YOUR GOAL
Working from the top of the listing below, retype each line through the line containing "Link as LinkIcon", both included, with no pictures.

INFORMATION SUPPLIED

-- -- --

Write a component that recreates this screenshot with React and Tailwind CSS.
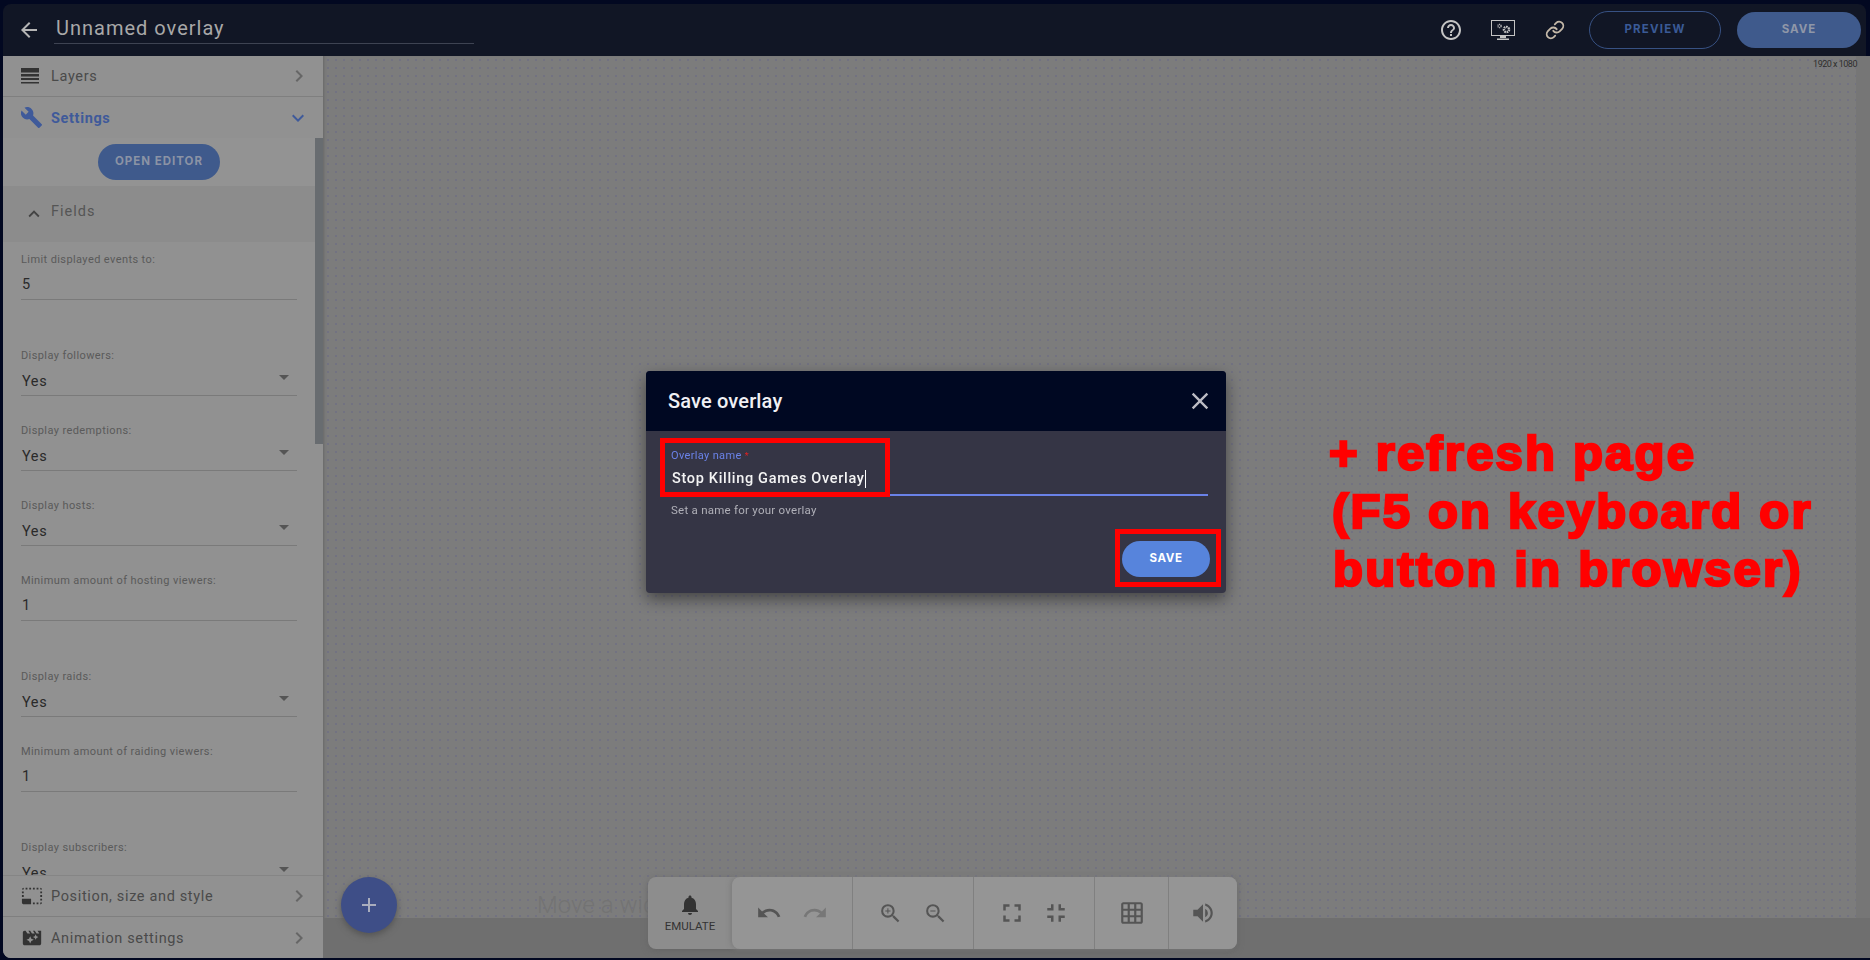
import React from 'react';
import {
  MdArrowBack, MdHelpOutline, MdChevronRight, MdExpandMore, MdExpandLess, MdBuild, MdClose, MdAdd,
  MdPhotoSizeSelectSmall, MdMovieFilter, MdNotifications, MdUndo, MdRedo, MdZoomIn, MdZoomOut,
  MdFullscreen, MdFullscreenExit, MdGridOn, MdVolumeUp,
} from 'react-icons/md';
import { Link as LinkIcon } from 'lucide-react';

const ROBOTO = 'font-[Roboto,"Noto_Sans",sans-serif]';

const fields = [
  { label: 'Limit displayed events to:', value: '5', h: 'h-[96px]' },
  { label: 'Display followers:', value: 'Yes', select: true },
  { label: 'Display redemptions:', value: 'Yes', select: true },
  { label: 'Display hosts:', value: 'Yes', select: true },
  { label: 'Minimum amount of hosting viewers:', value: '1', h: 'h-[96px]' },
  { label: 'Display raids:', value: 'Yes', select: true },
  { label: 'Minimum amount of raiding viewers:', value: '1', h: 'h-[96px]' },
  { label: 'Display subscribers:', value: 'Yes', select: true },
];

function LayersIcon() {
  return (
    <svg width="18" height="16" viewBox="0 0 18 16" className="text-[#333]" fill="currentColor">
      <rect x="0" y="0" width="18" height="4.5" />
      <rect x="0" y="6" width="18" height="2.5" />
      <rect x="0" y="10" width="18" height="2" />
      <rect x="0" y="14" width="18" height="1.5" />
    </svg>
  );
}

function MonitorIcon() {
  return (
    <svg width="24" height="21" viewBox="0 0 24 21" fill="none" className="text-[#c4c4c4]">
      <rect x="0.5" y="0.5" width="23" height="15" stroke="currentColor" />
      <circle cx="8.5" cy="6" r="1.6" stroke="currentColor" strokeWidth="1.4" strokeDasharray="1 0.6" />
      <circle cx="15.5" cy="9.5" r="2.6" stroke="currentColor" strokeWidth="2.4" strokeDasharray="1.6 0.7" />
      <rect x="9" y="16" width="6" height="2" fill="currentColor" />
      <rect x="6" y="18.5" width="12" height="1.5" fill="currentColor" />
    </svg>
  );
}

function SideRow({ icon, label, active, border }) {
  return (
    <div className={`h-[41px] shrink-0 flex items-center pl-[19px] pr-[18px] bg-[#919191] ${border ? 'border-b border-[#7f7f7f]' : ''}`}>
      <div className="w-[30px] -ml-[1px] flex items-center">{icon}</div>
      <span className={`text-[14.5px] tracking-[0.65px] mt-[2px] flex-1 ${active ? 'font-bold text-[#3f5a9a]' : 'text-[#4a4a4a]'}`}>{label}</span>
      {active ? <MdExpandMore size={24} className="text-[#3f5a9a] -mr-[5px]" /> : <MdChevronRight size={24} className="text-[#666] -mr-[6px]" />}
    </div>
  );
}

function Field({ field }) {
  return (
    <div className={`${field.h || 'h-[75px]'} px-[18px]`}>
      <div className="w-[276px]">
        <div className="h-[22px] text-[11px] tracking-[0.4px] leading-[22px] text-[#5a5a5a]">{field.label}</div>
        <div className="h-[29px] pl-[1px] flex items-center justify-between border-b border-[#7a7a7a] text-[14.5px] tracking-[0.6px] text-[#2a2a2a]">
          <span className={field.select ? 'mt-[2px]' : ''}>{field.value}</span>
          {field.select && <span className="mr-[8px] mb-[8px] w-0 h-0 border-x-[5px] border-x-transparent border-t-[5px] border-t-[#555]" />}
        </div>
      </div>
    </div>
  );
}

function ToolGroup({ children, w, last }) {
  return (
    <div className={`${w} h-full flex items-center justify-center gap-[20px] text-[#555] ${last ? '' : 'border-r border-[#808080]'}`}>
      {children}
    </div>
  );
}

export default function App() {
  return (
    <div className={`h-screen w-full overflow-hidden flex flex-col bg-[#020821] pt-1 pl-[3px] pb-[2px] ${ROBOTO}`}>
      {/* Top bar */}
      <header className="h-[52px] shrink-0 mr-1 rounded-t-lg bg-[#111625] flex items-center pl-[14px] pr-[5px]">
        <MdArrowBack size={24} className="text-[#b5b5b5] mr-[13px]" />
        <div className="w-[420px] h-[34px] -mt-[6px] pl-[2px] border-b border-[#3e4352] text-[20px] leading-[36px] tracking-[1px] text-[#a8a8a8]">Unnamed overlay</div>
        <div className="flex-1" />
        <MdHelpOutline size={24} className="text-[#c4c4c4] mr-[2px]" />
        <div className="ml-[26px]"><MonitorIcon /></div>
        <LinkIcon size={20} strokeWidth={2.2} className="ml-[30px] text-[#c4b8a8]" />
        <button className="ml-[24px] w-[132px] h-[38px] rounded-full border border-[#375183] text-[11.5px] font-bold tracking-[1.2px] text-[#3a5a96] font-[Inter,sans-serif]">PREVIEW</button>
        <button className="ml-[16px] w-[124px] h-[36px] rounded-full bg-[#3f5a8c] text-[11.5px] font-bold tracking-[1px] text-[#8f97a8] font-[Inter,sans-serif]">SAVE</button>
      </header>

      <div className="flex-1 min-h-0 flex">
        {/* Left panel */}
        <aside className="w-[320px] shrink-0 flex flex-col bg-[#919191] rounded-bl-lg overflow-hidden">
          <SideRow icon={<LayersIcon />} label="Layers" border />
          <SideRow icon={<MdBuild size={23} className="text-[#3f5a9a] -ml-[1px]" />} label="Settings" active />
          <div className="flex-1 min-h-0 flex overflow-hidden">
            <div className="flex-1 min-w-0">
              <div className="h-[48px] flex justify-center pt-[6px] bg-[#939393]">
                <button className="w-[122px] h-[36px] rounded-full bg-[#3f5a8c] text-[11.5px] font-bold tracking-[1px] text-[#8b93a5] font-[Inter,sans-serif]">OPEN EDITOR</button>
              </div>
              <div className="h-[56px] flex items-center pl-[20px] bg-[#8c8c8c] text-[#555]">
                <MdExpandLess size={22} className="text-[#444] mr-[6px]" />
                <span className="text-[14.5px] tracking-[1px] -mt-[4px]">Fields</span>
              </div>
              <div className="pt-[7px]">
                {fields.map((f) => <Field key={f.label} field={f} />)}
              </div>
            </div>
            <div className="w-[8px] shrink-0">
              <div className="h-[306px] bg-[#686c70]" />
            </div>
          </div>
          <div className="border-t border-[#858585]">
            <SideRow icon={<MdPhotoSizeSelectSmall size={22} className="text-[#333]" />} label="Position, size and style" border />
          </div>
          <SideRow icon={<MdMovieFilter size={22} className="text-[#333]" />} label="Animation settings" />
        </aside>

        {/* Canvas */}
        <main className="relative flex-1 min-w-0 flex flex-col bg-[#7c7c7c] shadow-[inset_3px_0_3px_-2px_#666]">
          <div className="flex-1 flex">
            <div className="flex-1 bg-[radial-gradient(circle,#727281_1px,transparent_1.1px)] bg-[size:8px_8px] bg-[position:1px_0px]" />
            <div className="w-[14px] bg-[#767676]" />
          </div>
          <div className="h-[40px] bg-[#6f6f6f]" />

          <span className="absolute top-[2px] right-[13px] text-[9px] tracking-[-0.5px] text-[#2e2e2e]">1920 x 1080</span>
          <span className="absolute left-[214px] top-[833px] text-[24px] font-light leading-[32px] text-[#737373]">Move a widget</span>

          <button className="absolute left-[18px] top-[821px] w-[56px] h-[56px] rounded-full bg-[#3e4e87] shadow-[0_3px_6px_#555] flex items-center justify-center">
            <MdAdd size={24} className="text-[#a9adbd]" />
          </button>

          {/* Bottom toolbar */}
          <div className="absolute left-[325px] top-[821px] w-[589px] h-[72px] flex rounded-lg bg-[#8d8d8d] shadow-[0_2px_6px_#666]">
            <div className="w-[84px] flex flex-col items-center justify-center text-[#333]">
              <MdNotifications size={24} />
              <span className="text-[11.5px] leading-[16px] mt-[1px]">EMULATE</span>
            </div>
            <div className="flex-1 flex rounded-lg bg-[#959595] shadow-[-2px_0_4px_#7f7f7f]">
              <ToolGroup w="w-[121px]">
                <MdUndo size={26} className="text-[#555]" />
                <MdRedo size={26} className="text-[#777]" />
              </ToolGroup>
              <ToolGroup w="w-[121px]">
                <MdZoomIn size={25} />
                <MdZoomOut size={25} />
              </ToolGroup>
              <ToolGroup w="w-[121px]">
                <span className="flex gap-[14px]">
                  <MdFullscreen size={30} />
                  <MdFullscreenExit size={30} />
                </span>
              </ToolGroup>
              <ToolGroup w="w-[74px]">
                <MdGridOn size={26} />
              </ToolGroup>
              <ToolGroup w="w-[67px]" last>
                <MdVolumeUp size={26} />
              </ToolGroup>
            </div>
          </div>

          {/* Annotation */}
          <div className="absolute left-[1002px] top-[368px] w-[520px] font-['Liberation_Sans',sans-serif] font-bold text-[49px] leading-[58px] text-[#ff0000] [-webkit-text-stroke:2.5px_#ff0000] tracking-[2.2px] whitespace-pre">
            <div className="pl-[4px]">+ refresh page</div>
            <div className="pl-[7px]">(F5 on keyboard or</div>
            <div className="pl-[8px]">button in browser)</div>
          </div>
        </main>
      </div>

      {/* Save dialog */}
      <div className="fixed inset-0 flex items-center justify-center pt-[4px] pl-[2px]">
        <div className="relative w-[580px] h-[222px] rounded-[4px] overflow-visible bg-[#353545] shadow-[0_6px_16px_rgba(0,0,0,0.45)]">
          <div className="h-[60px] rounded-t-[4px] bg-[#000822] flex items-center justify-between pl-[22px] pr-[12px]">
            <span className="text-[20px] font-medium tracking-[0.15px] text-[#f0f0f4]">Save overlay</span>
            <MdClose size={28} className="text-[#bcbcc4]" />
          </div>
          <div className="pt-[18px] px-[18px] pl-[25px]">
            <div className="text-[11px] leading-[14px] text-[#6a82e8] tracking-[0.35px]">Overlay name <span className="text-[#e02020] align-top text-[9px]">*</span></div>
            <div className="h-[32px] mt-[1px] border-b-2 border-[#6a82e8] flex items-center pl-[1px]">
              <span className="text-[14.5px] font-medium tracking-[0.68px] text-[#f4f4f4] border-r border-white leading-[18px]">Stop Killing Games Overlay</span>
            </div>
            <div className="mt-[7px] text-[11.5px] leading-[14px] tracking-[0.25px] text-[#b0b0b8]">Set a name for your overlay</div>
          </div>
          <button className="absolute right-[16px] bottom-[16px] w-[88px] h-[36px] rounded-full bg-[#5784dc] text-[11.5px] font-bold tracking-[0.6px] text-white font-[Inter,sans-serif]">SAVE</button>

          {/* Red marker boxes */}
          <div className="absolute left-[14px] top-[67px] w-[230px] h-[59px] border-[5px] border-[#ff0000]" />
          <div className="absolute left-[469px] top-[158px] w-[106px] h-[58px] border-[5px] border-[#ff0000]" />
        </div>
      </div>
    </div>
  );
}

-- -- --

TASK OUTPUT
Write a component that recreates this screenshot with React and Tailwind CSS.
import React from 'react';
import {
  MdArrowBack, MdHelpOutline, MdChevronRight, MdExpandMore, MdExpandLess, MdBuild, MdClose, MdAdd,
  MdPhotoSizeSelectSmall, MdMovieFilter, MdNotifications, MdUndo, MdRedo, MdZoomIn, MdZoomOut,
  MdFullscreen, MdFullscreenExit, MdGridOn, MdVolumeUp,
} from 'react-icons/md';
import { Link as LinkIcon } from 'lucide-react';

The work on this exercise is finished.